START SOURCE DATA
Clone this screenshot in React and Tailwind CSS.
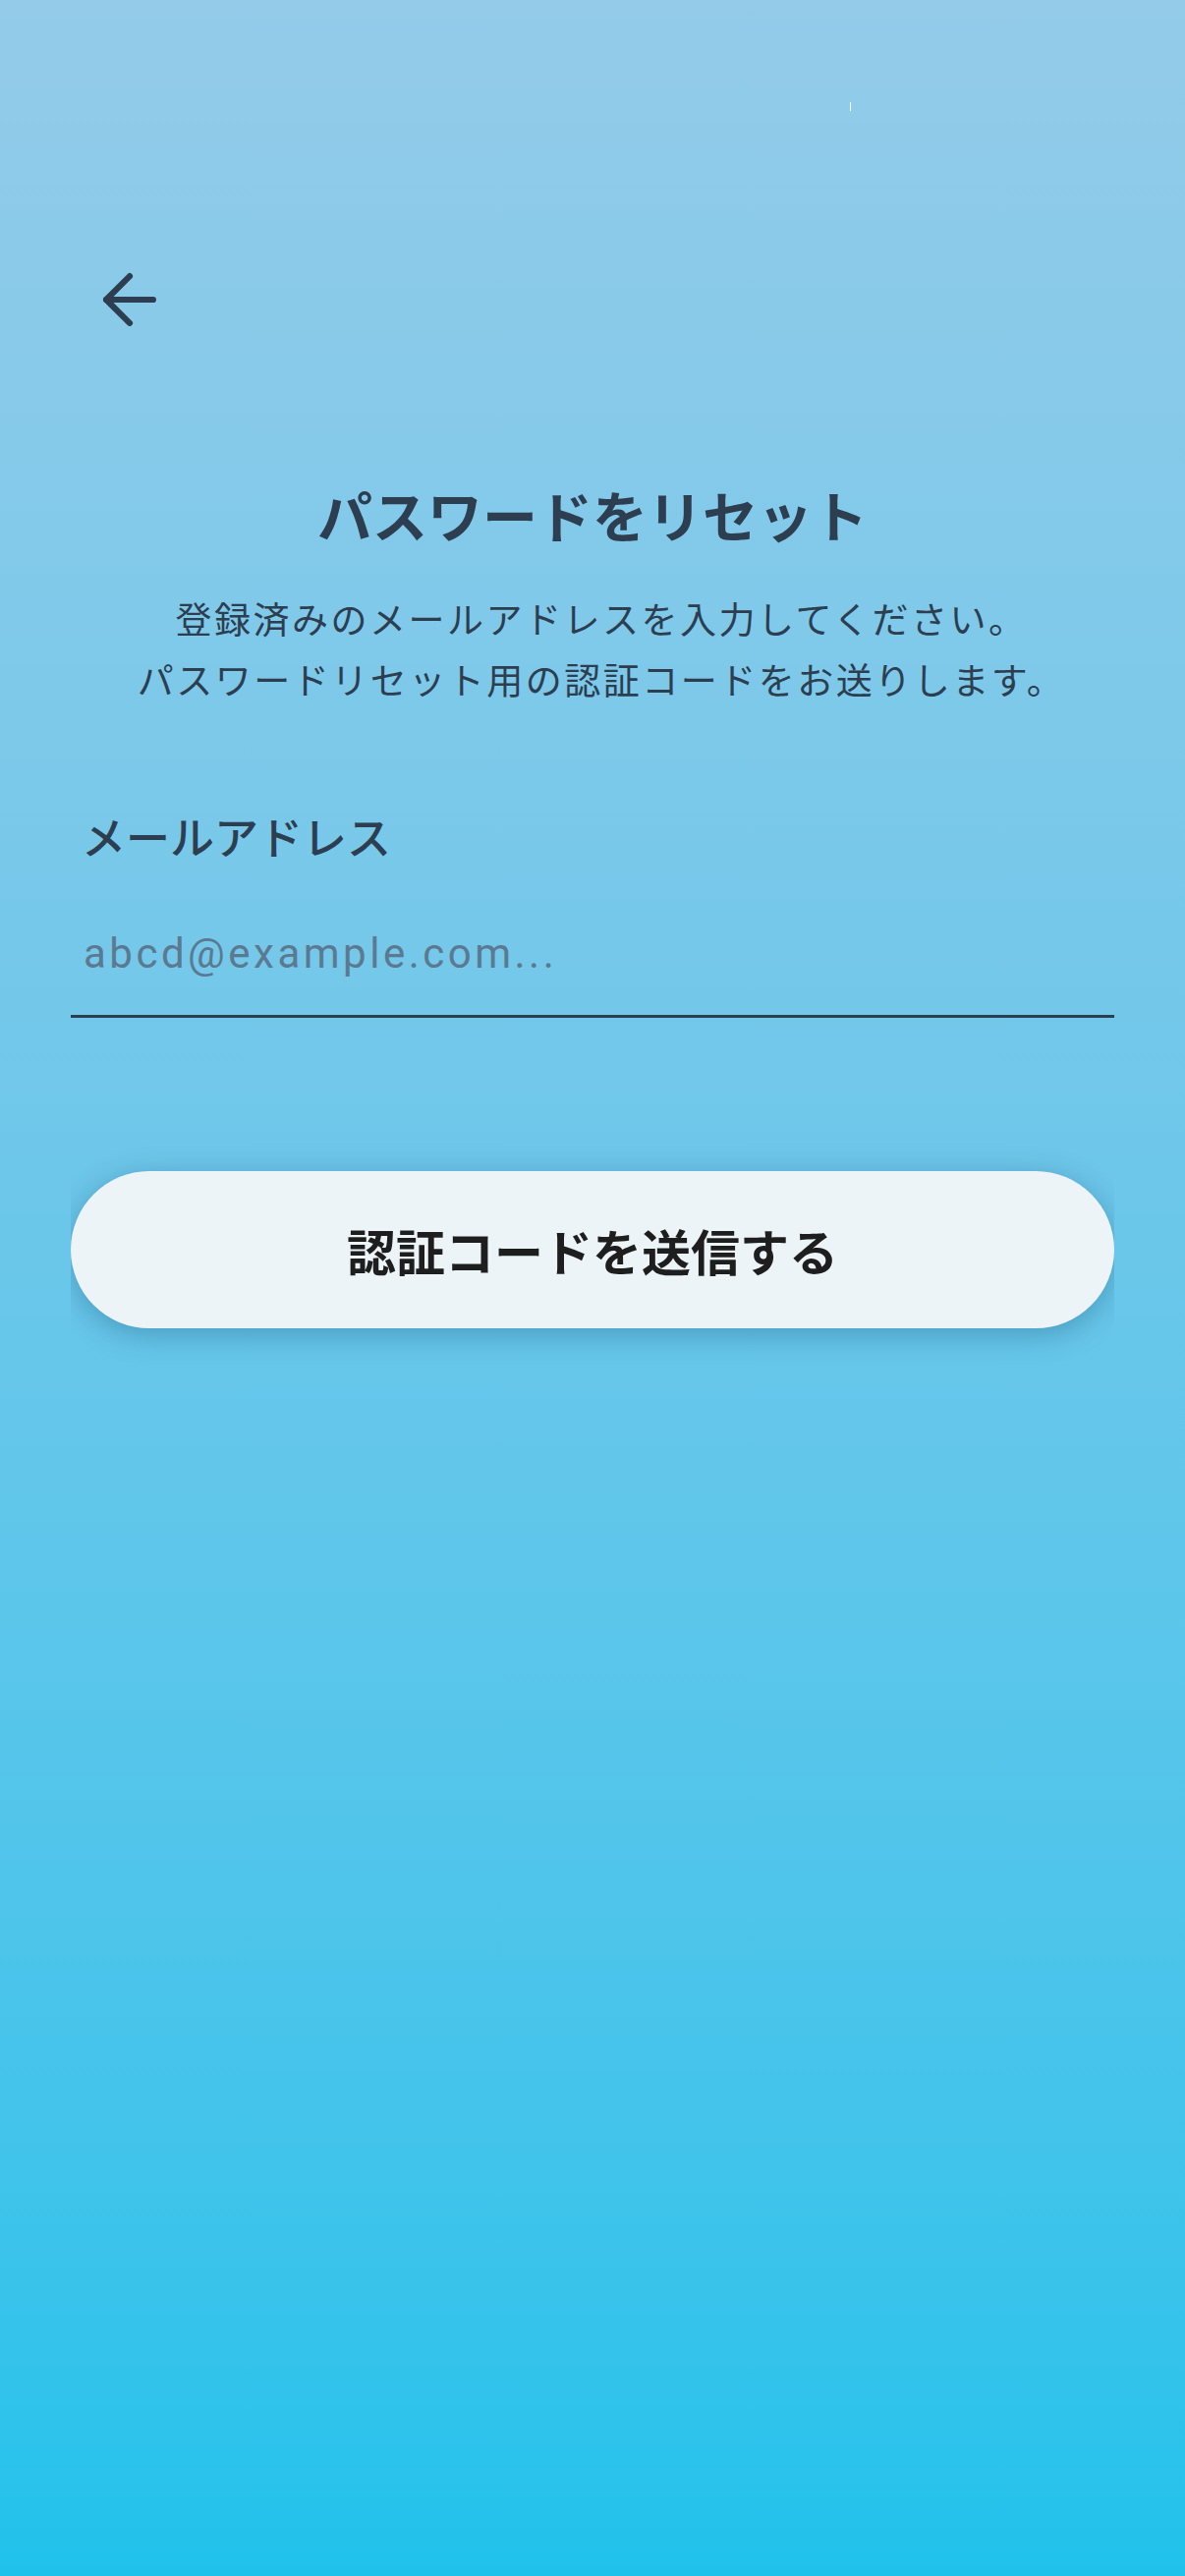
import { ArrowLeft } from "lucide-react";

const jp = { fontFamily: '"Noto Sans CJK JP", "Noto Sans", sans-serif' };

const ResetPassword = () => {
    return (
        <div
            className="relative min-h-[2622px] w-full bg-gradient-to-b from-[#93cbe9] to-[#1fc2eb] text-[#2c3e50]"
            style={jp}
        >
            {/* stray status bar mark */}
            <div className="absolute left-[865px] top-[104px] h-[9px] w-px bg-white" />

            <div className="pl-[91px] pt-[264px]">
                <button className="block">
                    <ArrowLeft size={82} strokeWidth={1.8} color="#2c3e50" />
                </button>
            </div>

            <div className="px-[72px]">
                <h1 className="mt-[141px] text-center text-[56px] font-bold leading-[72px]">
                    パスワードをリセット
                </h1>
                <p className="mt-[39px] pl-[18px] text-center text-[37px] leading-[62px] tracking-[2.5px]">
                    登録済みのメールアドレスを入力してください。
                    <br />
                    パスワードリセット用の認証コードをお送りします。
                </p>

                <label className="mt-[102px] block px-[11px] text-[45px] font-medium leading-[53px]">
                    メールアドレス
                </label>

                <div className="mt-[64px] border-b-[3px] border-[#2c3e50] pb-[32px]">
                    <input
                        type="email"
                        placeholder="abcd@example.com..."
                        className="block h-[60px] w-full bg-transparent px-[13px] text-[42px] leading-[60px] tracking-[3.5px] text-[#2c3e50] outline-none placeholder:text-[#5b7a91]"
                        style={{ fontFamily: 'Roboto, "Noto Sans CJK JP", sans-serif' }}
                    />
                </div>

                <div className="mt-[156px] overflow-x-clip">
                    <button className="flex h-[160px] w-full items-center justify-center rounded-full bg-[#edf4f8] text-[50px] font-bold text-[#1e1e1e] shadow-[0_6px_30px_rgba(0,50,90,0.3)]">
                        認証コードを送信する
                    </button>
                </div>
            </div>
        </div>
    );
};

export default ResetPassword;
END SOURCE DATA
STATED EXERCISE: The material above holds pictures; copy everything else in it exactly.

OUTPUT FOR THIS TASK:
Clone this screenshot in React and Tailwind CSS.
import { ArrowLeft } from "lucide-react";

const jp = { fontFamily: '"Noto Sans CJK JP", "Noto Sans", sans-serif' };

const ResetPassword = () => {
    return (
        <div
            className="relative min-h-[2622px] w-full bg-gradient-to-b from-[#93cbe9] to-[#1fc2eb] text-[#2c3e50]"
            style={jp}
        >
            {/* stray status bar mark */}
            <div className="absolute left-[865px] top-[104px] h-[9px] w-px bg-white" />

            <div className="pl-[91px] pt-[264px]">
                <button className="block">
                    <ArrowLeft size={82} strokeWidth={1.8} color="#2c3e50" />
                </button>
            </div>

            <div className="px-[72px]">
                <h1 className="mt-[141px] text-center text-[56px] font-bold leading-[72px]">
                    パスワードをリセット
                </h1>
                <p className="mt-[39px] pl-[18px] text-center text-[37px] leading-[62px] tracking-[2.5px]">
                    登録済みのメールアドレスを入力してください。
                    <br />
                    パスワードリセット用の認証コードをお送りします。
                </p>

                <label className="mt-[102px] block px-[11px] text-[45px] font-medium leading-[53px]">
                    メールアドレス
                </label>

                <div className="mt-[64px] border-b-[3px] border-[#2c3e50] pb-[32px]">
                    <input
                        type="email"
                        placeholder="abcd@example.com..."
                        className="block h-[60px] w-full bg-transparent px-[13px] text-[42px] leading-[60px] tracking-[3.5px] text-[#2c3e50] outline-none placeholder:text-[#5b7a91]"
                        style={{ fontFamily: 'Roboto, "Noto Sans CJK JP", sans-serif' }}
                    />
                </div>

                <div className="mt-[156px] overflow-x-clip">
                    <button className="flex h-[160px] w-full items-center justify-center rounded-full bg-[#edf4f8] text-[50px] font-bold text-[#1e1e1e] shadow-[0_6px_30px_rgba(0,50,90,0.3)]">
                        認証コードを送信する
                    </button>
                </div>
            </div>
        </div>
    );
};

export default ResetPassword;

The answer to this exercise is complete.